Originally appeared in AP News
By BIANCA VÁZQUEZ TONESS and JOCELYN GECKER
BOSTON (AP) — Vivian Kargbo thought her daughter’s Boston school district was doing the right thing when officials kept classrooms closed for most students for more than a year.
Kargbo, a caregiver for hospice patients, didn’t want to risk them getting COVID-19. And extending pandemic school closures through the spring of 2021 is what many in her community said was best to keep kids and adults safe.
But her daughter became depressed and stopped doing school work or paying attention to online classes. The former honor-roll student failed nearly all of her eighth-grade courses.
“She’s behind,” said Kargbo, whose daughter is now in tenth grade. “It didn’t work at all. Knowing what I know now, I would say they should have put them in school.”
Preliminary test scores around the country confirm what Kargbo witnessed: The longer many students studied remotely, the less they learned. Some educators and parents are questioning decisions in cities from Boston to Chicago to Los Angeles to remain online long after clear evidence emerged that schools weren’t COVID-19 super-spreaders — and months after life-saving adult vaccines became widely available.
There are fears for the futures of students who don’t catch up. They run the risk of never learning to read, long a precursor for dropping out of school. They might never master simple algebra, putting science and tech fields out of reach. The pandemic decline in college attendance could continue to accelerate, crippling the U.S. economy.
In a sign of how inflammatory the debate has become, there’s sharp disagreement among educators, school leaders, and parents even about how to label the problems created by online school. “Learning loss” has become a lightning rod.
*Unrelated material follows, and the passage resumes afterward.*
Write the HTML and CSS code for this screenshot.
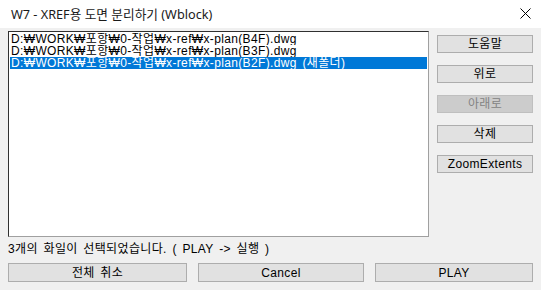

Some fear the term might brand struggling students or cast blame on teachers, and they say it overlooks the need to save lives during a pandemic.
Regardless of what it’s called, the casualties of Zoom school are real.
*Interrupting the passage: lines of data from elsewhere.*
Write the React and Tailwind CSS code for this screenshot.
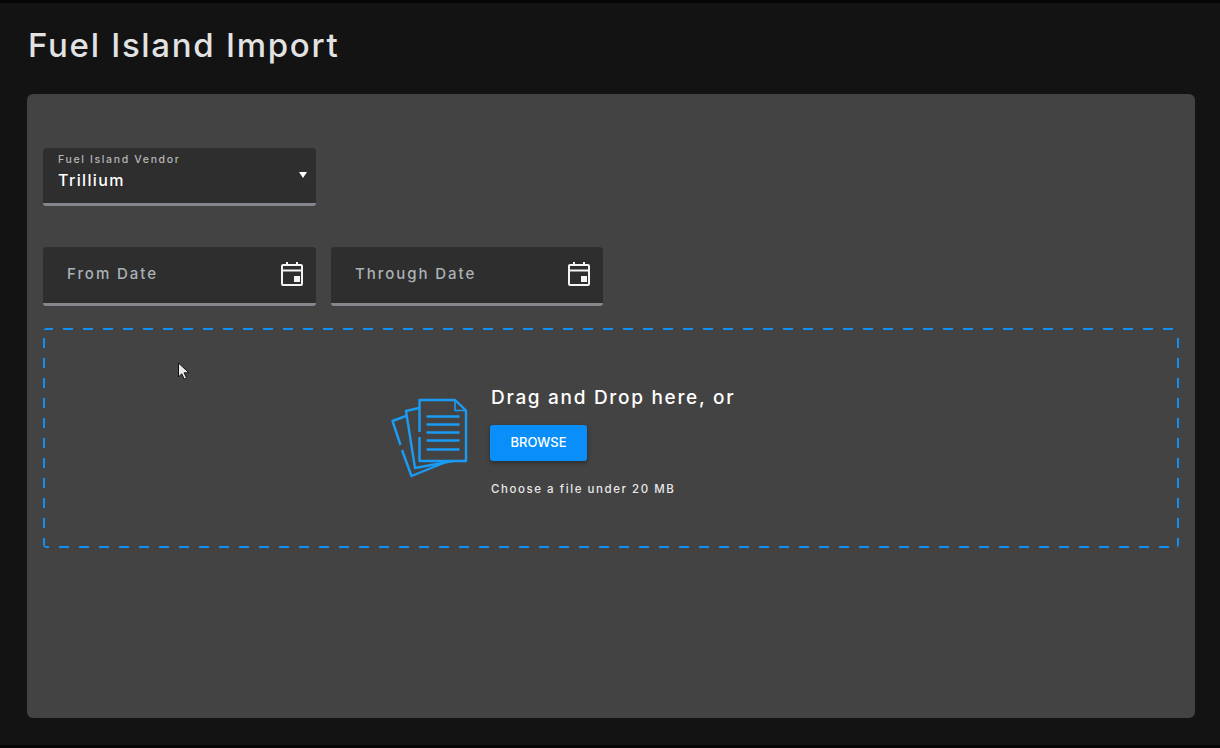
import React from 'react';

const CalendarIcon = () => (
  <svg className="w-[24px] h-[26px]" viewBox="0 0 24 26" fill="none" stroke="#f4f4f4" strokeWidth="2">
    <rect x="2" y="4" width="20" height="20" rx="1" />
    <path d="M2 9.5h20" />
    <path d="M7 1v4M17 1v4" />
    <rect x="14" y="15" width="6" height="6" fill="#f4f4f4" stroke="none" />
  </svg>
);

const FilesIcon = () => (
  <svg className="w-[80px] h-[82px] shrink-0" viewBox="390 396 80 82" fill="none" stroke="#1a9bf5" strokeWidth="2.4" strokeLinejoin="round">
    <path d="M419.5 431V399h35.5l11 10.5V460h-46.5v-24" />
    <path d="M455 399v10.5h11" strokeWidth="1.6" />
    <path d="M426.5 415.5h33M426.5 423.5h33M426.5 431.5h33M426.5 439.5h33M426.5 448.5h33" />
    <path d="M419 407l-13 3 9 57 38-7" />
    <path d="M406 415l-13.5 5 8 24M402 449l9.5 26 37-15" />
  </svg>
);

const DateField = ({ label, width }) => (
  <div className={`${width} h-[59px] flex items-center justify-between pl-[24px] pr-[12px] pb-[2px] bg-[#2e2e2e] rounded-t-[4px] rounded-b-[3px] border-b-[3px] border-[#84878c]`}>
    <span className="text-[15px] tracking-[1.95px] font-[450] text-[#aab2b6]">{label}</span>
    <CalendarIcon />
  </div>
);

const App = () => {
  return (
    <div className="relative w-[1220px] h-[748px] overflow-hidden bg-[#131313] border-y-[3px] border-[#050505] [font-family:Inter,sans-serif]">
      {/* Header */}
      <div className="h-[91px] pl-[28px] pt-[21px]">
        <h1 className="text-[33px] leading-[42px] font-[450] tracking-[1.7px] text-[#e2e2e2]">Fuel Island Import</h1>
      </div>

      {/* Main panel */}
      <div className="ml-[27px] w-[1168px] h-[624px] rounded-[6px] bg-[#434343] px-[16px] pt-[54px]">
        <div className="relative w-[273px] h-[58px] pl-[15px] pt-[5px] bg-[#2e2e2e] rounded-t-[4px] rounded-b-[3px] border-b-[3px] border-[#84878c]">
          <div className="text-[10.5px] leading-[13px] tracking-[1.65px] font-[450] text-[#b4b6b8]">Fuel Island Vendor</div>
          <div className="mt-[4px] text-[16px] leading-[20px] tracking-[1.35px] font-[450] text-white">Trillium</div>
          <div className="absolute right-[9px] top-[24px] w-0 h-0 border-x-[4px] border-x-transparent border-t-[6px] border-t-white" />
        </div>

        <div className="mt-[41px] flex gap-[15px]">
          <DateField label="From Date" width="w-[273px]" />
          <DateField label="Through Date" width="w-[272px]" />
        </div>

        {/* Drop zone */}
        <div className="mt-[22px] h-[220px] flex pl-[347px] pt-[69px] rounded-[4px] bg-no-repeat bg-[repeating-linear-gradient(90deg,#1090f5_0_10px,transparent_10px_20px),repeating-linear-gradient(90deg,#1090f5_0_6px,transparent_6px_16px,#1090f5_16px_20px),repeating-linear-gradient(180deg,transparent_0_10px,#1090f5_10px_20px),repeating-linear-gradient(180deg,transparent_0_10px,#1090f5_10px_20px)] [background-size:100%_2px,100%_2px,2px_100%,2px_100%] [background-position:0_0,0_100%,0_0,100%_0]">
          <FilesIcon />
          <div className="ml-[20px] -mt-[11px] flex flex-col items-start">
            <div className="ml-[1px] text-[19px] leading-[24px] tracking-[1.7px] font-[450] text-white">Drag and Drop here, or</div>
            <button className="mt-[15px] w-[97px] h-[36px] rounded-[3px] bg-[#0a8ffa] text-[13px] font-medium text-white shadow-[0_2px_4px_rgba(0,0,0,0.35)]">BROWSE</button>
            <div className="ml-[1px] mt-[20px] text-[11.5px] leading-[16px] tracking-[1.55px] font-medium text-[#e8e8e8]">Choose a file under 20 MB</div>
          </div>
        </div>
      </div>

      {/* Mouse pointer */}
      <svg className="absolute left-[177px] top-[359px] w-[14px] h-[18px]" viewBox="0 0 14 18">
        <path d="M1.5 1v14l3.2-3.2 2.5 5.2 2.4-1.1-2.5-5.1H12z" fill="#e8e8e8" stroke="#111" strokeWidth="1" />
      </svg>
    </div>
  );
};

export default App;
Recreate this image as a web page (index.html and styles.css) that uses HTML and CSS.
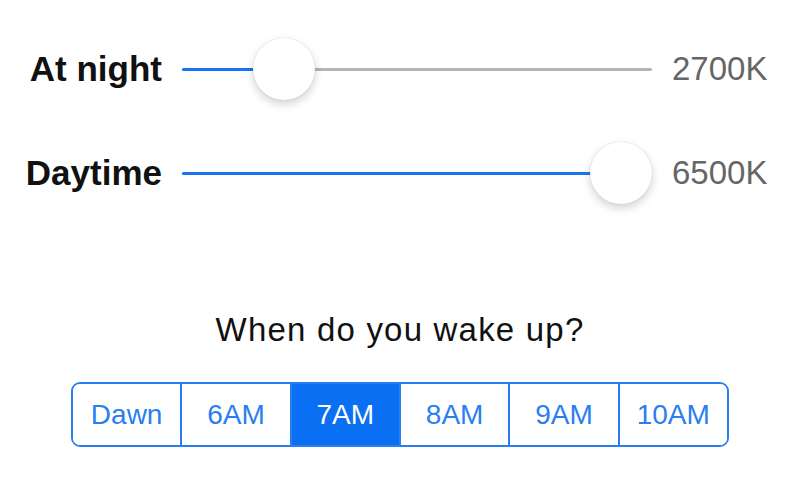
FILE: index.html
```html
<!DOCTYPE html>
<html lang="en">
  <head>
    <meta charset="UTF-8" />
    <title>Color Temperature</title>
    <link rel="stylesheet" href="styles.css">
  </head>
  <body>
    <div class="sliders">
      <div class="slider-row">
        <div class="label">At night</div>
        <div class="track" style="--pos: 0.174">
          <div class="fill"></div>
          <div class="thumb"></div>
        </div>
        <div class="value">2700K</div>
      </div>
      <div class="slider-row">
        <div class="label">Daytime</div>
        <div class="track" style="--pos: 1">
          <div class="fill"></div>
          <div class="thumb"></div>
        </div>
        <div class="value">6500K</div>
      </div>
    </div>

    <!-- Wake up time -->
    <div class="wake">
      <div class="question">When do you wake up?</div>
      <div class="segments">
        <button>Dawn</button>
        <button>6AM</button>
        <button class="active">7AM</button>
        <button>8AM</button>
        <button>9AM</button>
        <button>10AM</button>
      </div>
    </div>
  </body>
</html>
```

FILE: styles.css
```css
body {
  margin: 0;
  font-family: "Liberation Sans", Arial, sans-serif;
  background-color: #ffffff;
  color: #111;
}

.sliders {
  display: flex;
  flex-direction: column;
  gap: 42px;
  padding-top: 38px;
}

.slider-row {
  display: grid;
  grid-template-columns: 162px 470px auto;
  column-gap: 20px;
  align-items: center;
  height: 62px;
}

.label {
  text-align: right;
  font-size: 35px;
  font-weight: bold;
}

.track {
  position: relative;
  height: 3px;
  background-color: #b5b5b5;
  border-radius: 2px;
}

.fill {
  width: calc(var(--pos) * (100% - 62px) + 31px);
  height: 100%;
  background-color: #1a73f0;
  border-radius: 2px;
}

.thumb {
  position: absolute;
  top: -30px;
  left: calc(var(--pos) * (100% - 62px));
  width: 62px;
  height: 62px;
  border-radius: 50%;
  background-color: white;
  box-shadow: 0 4px 10px rgba(0, 0, 0, 0.18), 0 0 1px rgba(0, 0, 0, 0.2);
}

.value {
  font-size: 33px;
  color: #666;
}

.wake {
  display: flex;
  flex-direction: column;
  align-items: center;
  padding-top: 107px;
}

.question {
  font-size: 33px;
  letter-spacing: 1.2px;
  color: #111;
}

.segments {
  display: flex;
  margin-top: 33px;
  width: 658px;
  height: 65px;
  border: 2px solid #2a7ef2;
  border-radius: 9px;
  overflow: hidden;
  box-sizing: border-box;
}

.segments button {
  flex: 1;
  border: none;
  border-left: 2px solid #2a7ef2;
  background-color: white;
  color: #2a7ef2;
  font-family: "Liberation Sans", Arial, sans-serif;
  font-size: 28px;
  padding: 0;
}

.segments button:first-child {
  border-left: none;
}

.segments button.active {
  background-color: #0a6ff2;
  color: white;
}
```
The scale of the problem and the challenges in addressing it were apparent in Associated Press interviews with nearly 50 school leaders, teachers, parents and health officials, who struggled to agree on a way forward.
Some public health officials and educators warned against second-guessing the school closures for a virus that killed over a million people in the U.S. More than 200,000 children lost at least one parent.
“It is very easy with hindsight to say, ‘Oh, learning loss, we should have opened.’ People forget how many people died,” said Austin Beutner, former superintendent in Los Angeles, where students were online from mid-March 2020 until the start of hybrid instruction in April 2021.